How all this works in real life
Transformation has repeatedly provided the fair use justification for one user to freely copy—for commercial purposes—another’s work. These are often high profile cases in which the defendant arguing fair use through transformation is more famous and much wealthier than the artist whose work has been appropriated. For instance, the artist Jeff Koons was vindicated for incorporating a copyright protected advertising photograph into a “fine art” collage. The band Green Day was excused for having incorporated Dereck Seltzer’s “Scream Icon” into their stage backdrop for a music tour. And in Cariou v. Prince, the court allowed the art-world darling Richard Prince to incorporate 25 of Patrick Cariou’s photographs into his artworks without permission and sell them for over $10 million. No harm came to Cariou, the court reasoned, because Prince’s work, sold by galleries targeting the super wealthy, occupied a different market niche than the lowly, struggling Cariou.
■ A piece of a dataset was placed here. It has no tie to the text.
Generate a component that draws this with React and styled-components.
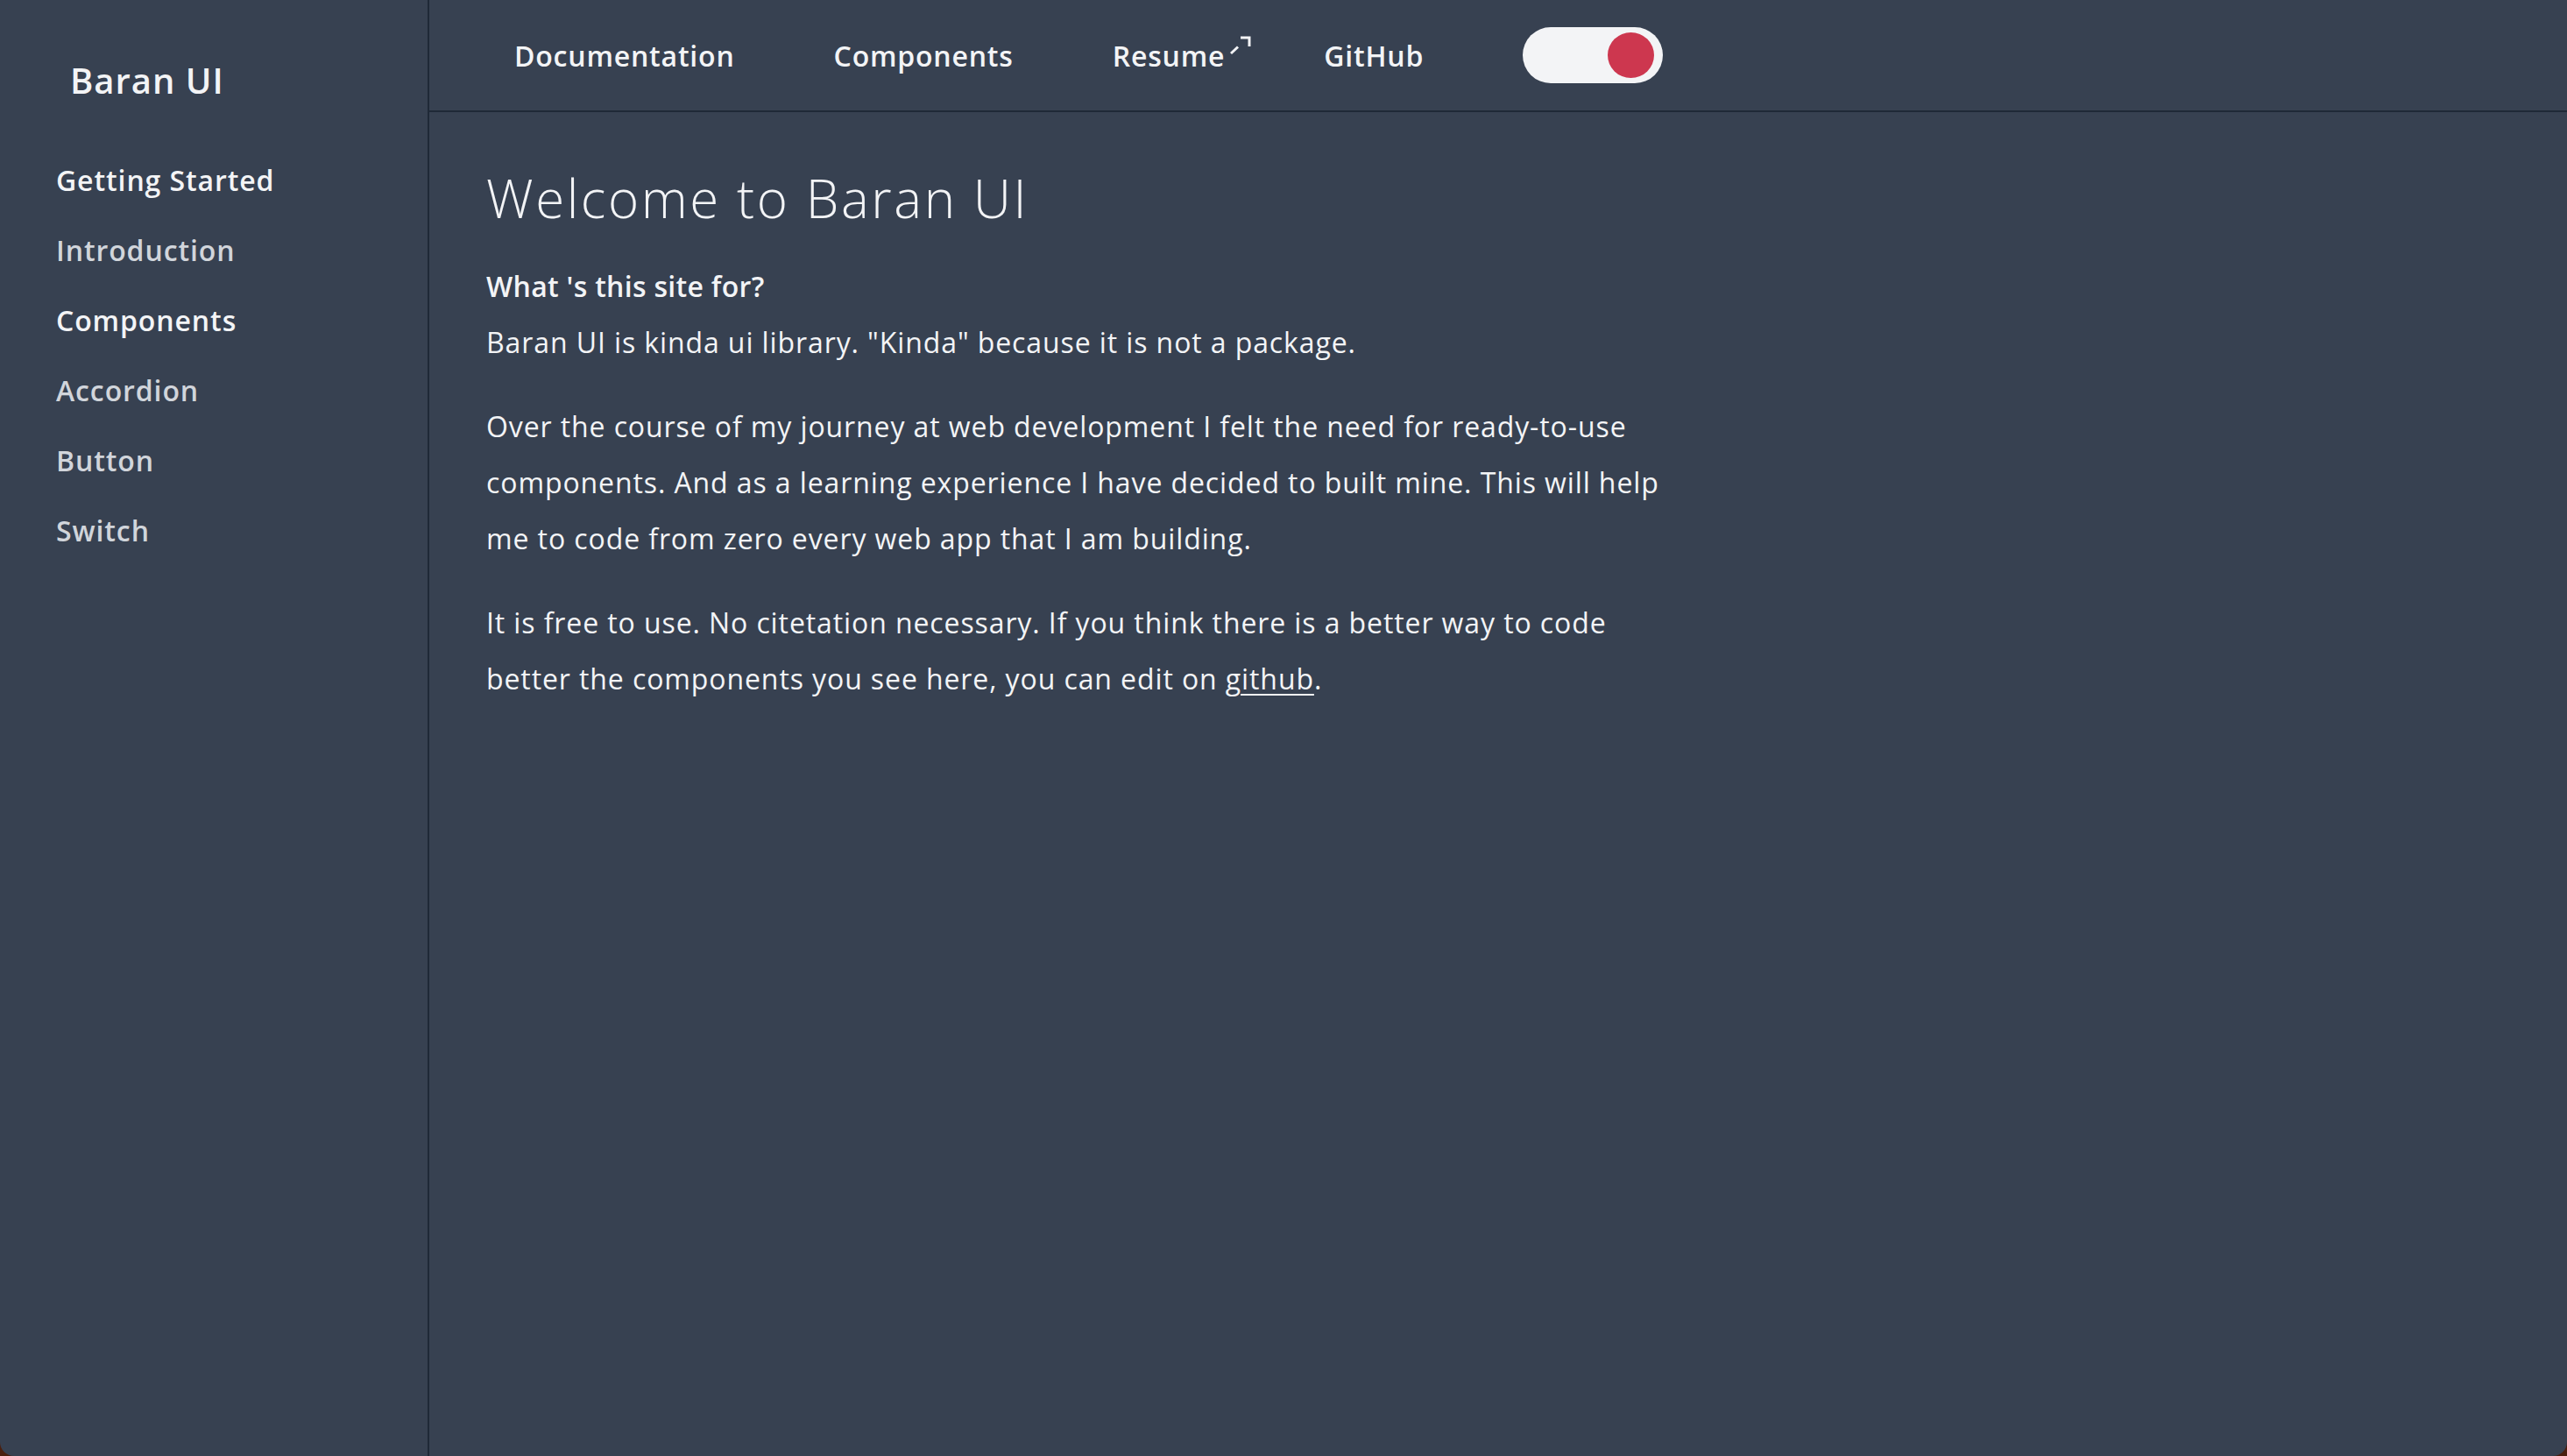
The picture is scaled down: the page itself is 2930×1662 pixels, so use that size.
import React from "react";
import styled, { createGlobalStyle } from "styled-components";

const GlobalStyle = createGlobalStyle`
  html, body {
    margin: 0;
    padding: 0;
    background: #4a1f0f;
  }
  body {
    font-family: "Open Sans", "Noto Sans", sans-serif;
    color: #f3f4f6;
  }
  * { box-sizing: border-box; }
`;

const Shell = styled.div`
  display: flex;
  height: 1662px;
  background: #374151;
  border-radius: 0 0 16px 16px;
  overflow: hidden;
`;

const Sidebar = styled.aside`
  width: 490px;
  flex-shrink: 0;
  border-right: 2px solid #1f2937;
  padding: 64px 0 0 64px;
  display: flex;
  flex-direction: column;
`;

const Logo = styled.div`
  font-size: 40px;
  font-weight: 600;
  letter-spacing: 1px;
  padding-left: 16px;
  margin-bottom: 47px;
  color: #f3f4f6;
`;

const SideList = styled.nav`
  display: flex;
  flex-direction: column;
`;

const SideItem = styled.a`
  font-size: 32px;
  font-weight: 600;
  line-height: 80px;
  letter-spacing: 0.9px;
  color: ${(p) => (p.$section ? "#f3f4f6" : "#d1d5db")};
  text-decoration: none;
`;

const Main = styled.div`
  flex: 1;
  display: flex;
  flex-direction: column;
`;

const Header = styled.header`
  height: 128px;
  border-bottom: 2px solid #1f2937;
  display: flex;
  align-items: center;
  padding-left: 97px;
  gap: 113px;
`;

const NavLink = styled.a`
  position: relative;
  font-size: 32px;
  font-weight: 600;
  letter-spacing: 0.8px;
  color: #f3f4f6;
  text-decoration: none;
`;

const ExternalMark = styled.svg`
  position: absolute;
  left: calc(100% + 4px);
  top: -1px;
  width: 27px;
  height: 22px;
`;

const Toggle = styled.button`
  width: 160px;
  height: 64px;
  border: none;
  border-radius: 32px;
  background: #f3f4f6;
  padding: 0 10px 0 0;
  display: flex;
  align-items: center;
  justify-content: flex-end;
  cursor: pointer;
`;

const Knob = styled.span`
  width: 53px;
  height: 52px;
  border-radius: 50%;
  background: #cd374f;
`;

const Content = styled.main`
  padding: 62px 0 0 65px;
  max-width: 1500px;
`;

const Title = styled.h1`
  margin: 0 0 33px;
  font-size: 60px;
  font-weight: 300;
  line-height: 72px;
  letter-spacing: 2.6px;
`;

const Subtitle = styled.h3`
  margin: 0;
  font-size: 32px;
  font-weight: 600;
  line-height: 64px;
  letter-spacing: 0.3px;
`;

const Para = styled.p`
  margin: 0 0 32px;
  font-size: 32px;
  font-weight: 400;
  line-height: 64px;
  letter-spacing: 0.9px;
  white-space: nowrap;
`;

const Link = styled.a`
  color: #f3f4f6;
  text-decoration: underline;
  text-decoration-thickness: 2px;
  text-underline-offset: 5px;
`;

export default function App() {
  return (
    <>
      <GlobalStyle />
      <Shell>
        <Sidebar>
          <Logo>Baran UI</Logo>
          <SideList>
            <SideItem $section>Getting Started</SideItem>
            <SideItem>Introduction</SideItem>
            <SideItem $section>Components</SideItem>
            <SideItem>Accordion</SideItem>
            <SideItem>Button</SideItem>
            <SideItem>Switch</SideItem>
          </SideList>
        </Sidebar>
        <Main>
          <Header>
            <NavLink>Documentation</NavLink>
            <NavLink>Components</NavLink>
            <NavLink>
              Resume
              <ExternalMark viewBox="0 0 27 22" fill="none" stroke="#f3f4f6" strokeWidth="3">
                <path d="M3 20 L11 12.5" />
                <path d="M14 2 H24 V12" />
              </ExternalMark>
            </NavLink>
            <NavLink>GitHub</NavLink>
            <Toggle aria-label="Toggle theme">
              <Knob />
            </Toggle>
          </Header>
          <Content>
            <Title>Welcome to Baran UI</Title>
            <Subtitle>What 's this site for?</Subtitle>
            <Para>Baran UI is kinda ui library. "Kinda" because it is not a package.</Para>
            <Para>
              Over the course of my journey at web development I felt the need for ready-to-use
              <br />
              components. And as a learning experience I have decided to built mine. This will help
              <br />
              me to code from zero every web app that I am building.
            </Para>
            <Para>
              It is free to use. No citetation necessary. If you think there is a better way to code
              <br />
              better the components you see here, you can edit on <Link>github</Link>.
            </Para>
          </Content>
        </Main>
      </Shell>
    </>
  );
}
In all these cases, the original artists got nothing from the secondary user.
While transformative use may be a fair use argument, whether your particular use would be sufficiently transformative to immunize you against a copyright claim is pretty much impossible to predict. In all these cases the parties spent very large sums of money fighting it out. And it’s pretty obvious that “transformation” can go both ways. On the logic of the Cariou case, any artist could take another artist’s work, modify it and sell copies so long as sale of the transformed work does not appear to substantially diminish the value of the original. This seems to take fair use a far distance from another value arguably dear to copyright, the right of the creator to control how her work is used.
In the final analysis, if you’re wanting to use another artist’s text in your artwork, then there’s a good chance that it will contain the level of wit and pith that, despite its brevity, puts it into the realm of protectable content. Proceed with caution. Getting permission is a wise course. Relying on the concept of transformative use is a gamble you might want to take, but one fraught with risk, both ethical and legal.